The implementation becomes slightly more complex, but the underlying ideas remain the same.
Persistence and Memory
Persistence trades memory for historical access.
Each update copies:
O(log n)
nodes.
After:
m updates
memory usage becomes:
O(n + m log n)
This is dramatically smaller than:
O(mn)
which would result from copying the entire structure.
The sharing of unchanged subtrees is essential.
Complexity Analysis
Let:
n= number of elementsm= number of updates
Building:
| Operation | Complexity |
|---|---|
| Initial tree | O(n) |
Updates:
| Operation | Complexity |
|---|---|
| Persistent update | O(log n) |
Queries:
| Operation | Complexity |
|---|---|
| Range query | O(log n) |
Memory:
| Structure | Complexity |
|---|---|
| Initial tree | O(n) |
| Each update | O(log n) |
| Total | O(n + m log n) |
This efficiency makes persistence practical even for large systems.
Common Mistakes
A common mistake is accidentally modifying shared nodes.
For example:
node.Left = ...
changes every version that references that node.

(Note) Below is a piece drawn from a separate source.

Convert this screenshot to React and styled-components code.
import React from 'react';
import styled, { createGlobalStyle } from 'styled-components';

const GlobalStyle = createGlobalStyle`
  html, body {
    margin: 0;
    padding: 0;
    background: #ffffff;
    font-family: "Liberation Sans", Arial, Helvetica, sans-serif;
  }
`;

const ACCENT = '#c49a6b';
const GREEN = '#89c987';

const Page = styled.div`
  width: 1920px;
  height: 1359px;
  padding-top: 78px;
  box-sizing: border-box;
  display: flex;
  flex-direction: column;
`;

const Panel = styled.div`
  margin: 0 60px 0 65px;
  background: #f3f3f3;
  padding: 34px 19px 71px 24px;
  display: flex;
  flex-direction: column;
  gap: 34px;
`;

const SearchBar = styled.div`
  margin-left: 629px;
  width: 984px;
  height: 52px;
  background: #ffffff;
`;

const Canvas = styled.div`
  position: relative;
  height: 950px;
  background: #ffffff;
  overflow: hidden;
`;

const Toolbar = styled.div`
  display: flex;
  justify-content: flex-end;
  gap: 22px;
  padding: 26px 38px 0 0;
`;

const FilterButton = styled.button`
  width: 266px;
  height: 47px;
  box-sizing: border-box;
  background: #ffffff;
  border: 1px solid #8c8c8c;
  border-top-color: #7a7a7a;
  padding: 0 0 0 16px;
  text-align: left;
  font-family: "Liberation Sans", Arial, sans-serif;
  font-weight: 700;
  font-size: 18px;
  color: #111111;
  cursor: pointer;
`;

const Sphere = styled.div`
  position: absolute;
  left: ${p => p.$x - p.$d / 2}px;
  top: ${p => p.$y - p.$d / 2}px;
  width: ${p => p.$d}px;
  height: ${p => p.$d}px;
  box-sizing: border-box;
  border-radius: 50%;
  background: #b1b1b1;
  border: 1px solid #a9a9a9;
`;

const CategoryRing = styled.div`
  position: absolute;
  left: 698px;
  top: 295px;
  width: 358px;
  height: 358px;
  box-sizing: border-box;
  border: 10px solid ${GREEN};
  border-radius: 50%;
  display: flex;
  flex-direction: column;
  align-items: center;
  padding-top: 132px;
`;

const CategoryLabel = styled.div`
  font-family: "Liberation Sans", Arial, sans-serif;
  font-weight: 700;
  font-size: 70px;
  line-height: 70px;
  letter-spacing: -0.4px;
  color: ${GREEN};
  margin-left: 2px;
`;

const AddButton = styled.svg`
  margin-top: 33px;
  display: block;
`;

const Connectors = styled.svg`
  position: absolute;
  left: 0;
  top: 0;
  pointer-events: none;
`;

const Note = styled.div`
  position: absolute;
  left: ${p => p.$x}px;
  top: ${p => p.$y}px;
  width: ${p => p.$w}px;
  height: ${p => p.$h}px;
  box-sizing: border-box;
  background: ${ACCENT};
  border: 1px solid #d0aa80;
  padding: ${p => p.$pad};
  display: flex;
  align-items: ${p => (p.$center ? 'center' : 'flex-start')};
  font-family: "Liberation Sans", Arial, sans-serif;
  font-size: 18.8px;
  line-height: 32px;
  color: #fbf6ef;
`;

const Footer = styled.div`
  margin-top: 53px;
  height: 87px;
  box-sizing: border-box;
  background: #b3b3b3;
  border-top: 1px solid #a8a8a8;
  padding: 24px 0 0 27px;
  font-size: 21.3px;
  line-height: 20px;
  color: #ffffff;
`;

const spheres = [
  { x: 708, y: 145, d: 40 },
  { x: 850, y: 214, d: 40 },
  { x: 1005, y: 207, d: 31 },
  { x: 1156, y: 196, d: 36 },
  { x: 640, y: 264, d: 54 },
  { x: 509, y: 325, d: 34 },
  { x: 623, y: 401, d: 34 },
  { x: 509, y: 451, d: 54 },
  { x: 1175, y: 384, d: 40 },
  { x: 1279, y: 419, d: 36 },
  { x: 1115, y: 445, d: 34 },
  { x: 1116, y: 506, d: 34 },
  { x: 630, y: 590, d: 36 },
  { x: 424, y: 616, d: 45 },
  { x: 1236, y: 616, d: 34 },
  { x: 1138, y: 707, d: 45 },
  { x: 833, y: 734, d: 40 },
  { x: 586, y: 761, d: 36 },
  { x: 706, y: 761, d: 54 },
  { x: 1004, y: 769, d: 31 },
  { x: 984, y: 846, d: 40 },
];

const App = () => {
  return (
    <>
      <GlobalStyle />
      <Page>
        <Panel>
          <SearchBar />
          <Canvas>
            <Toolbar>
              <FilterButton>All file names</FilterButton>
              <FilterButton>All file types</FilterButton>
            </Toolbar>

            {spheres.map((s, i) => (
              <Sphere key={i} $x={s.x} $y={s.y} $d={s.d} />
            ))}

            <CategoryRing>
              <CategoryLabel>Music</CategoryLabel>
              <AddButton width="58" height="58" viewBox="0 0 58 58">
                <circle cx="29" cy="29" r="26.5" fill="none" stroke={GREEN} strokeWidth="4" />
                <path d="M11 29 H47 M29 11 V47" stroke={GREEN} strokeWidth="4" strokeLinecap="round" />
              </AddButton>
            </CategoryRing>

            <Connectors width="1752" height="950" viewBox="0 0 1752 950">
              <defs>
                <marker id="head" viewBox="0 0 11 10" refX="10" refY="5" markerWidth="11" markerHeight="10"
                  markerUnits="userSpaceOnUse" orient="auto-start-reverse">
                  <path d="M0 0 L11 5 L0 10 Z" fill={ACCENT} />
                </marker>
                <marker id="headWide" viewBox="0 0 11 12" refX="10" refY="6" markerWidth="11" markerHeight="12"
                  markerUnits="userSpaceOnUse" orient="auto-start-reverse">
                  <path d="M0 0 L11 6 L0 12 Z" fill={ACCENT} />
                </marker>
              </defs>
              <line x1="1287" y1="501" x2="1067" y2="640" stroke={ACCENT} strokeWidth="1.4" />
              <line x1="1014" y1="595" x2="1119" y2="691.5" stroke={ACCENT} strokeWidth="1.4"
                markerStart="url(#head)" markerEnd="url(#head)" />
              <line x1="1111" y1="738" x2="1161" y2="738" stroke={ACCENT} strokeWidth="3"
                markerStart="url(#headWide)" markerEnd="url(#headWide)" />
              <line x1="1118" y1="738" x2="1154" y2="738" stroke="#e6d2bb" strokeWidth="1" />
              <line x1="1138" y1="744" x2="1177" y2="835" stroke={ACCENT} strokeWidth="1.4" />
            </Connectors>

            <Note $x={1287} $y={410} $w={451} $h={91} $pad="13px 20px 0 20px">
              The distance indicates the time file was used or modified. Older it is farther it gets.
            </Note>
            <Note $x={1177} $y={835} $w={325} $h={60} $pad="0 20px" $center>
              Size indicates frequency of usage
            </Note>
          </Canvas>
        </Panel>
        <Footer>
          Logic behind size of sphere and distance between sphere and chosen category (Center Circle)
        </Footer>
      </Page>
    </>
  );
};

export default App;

Persistent structures must treat existing nodes as immutable.
Another mistake is copying entire subtrees unnecessarily.
Only nodes on the update path require duplication.
Everything else should be shared.
A third mistake is losing version roots.
Without the root pointer:
Version 17
becomes unreachable.
Persistent systems typically maintain an explicit version list.
Finally, many implementations underestimate memory usage. While persistence is efficient, millions of updates still create millions of additional nodes.
Takeaway
Persistent Trees preserve historical versions while supporting efficient updates and queries. By copying only the nodes along an update path and sharing unchanged subtrees, they provide time-travel capabilities with logarithmic update costs. This technique forms the foundation of immutable data structures, historical analytics, version-control systems, and many advanced range-query algorithms.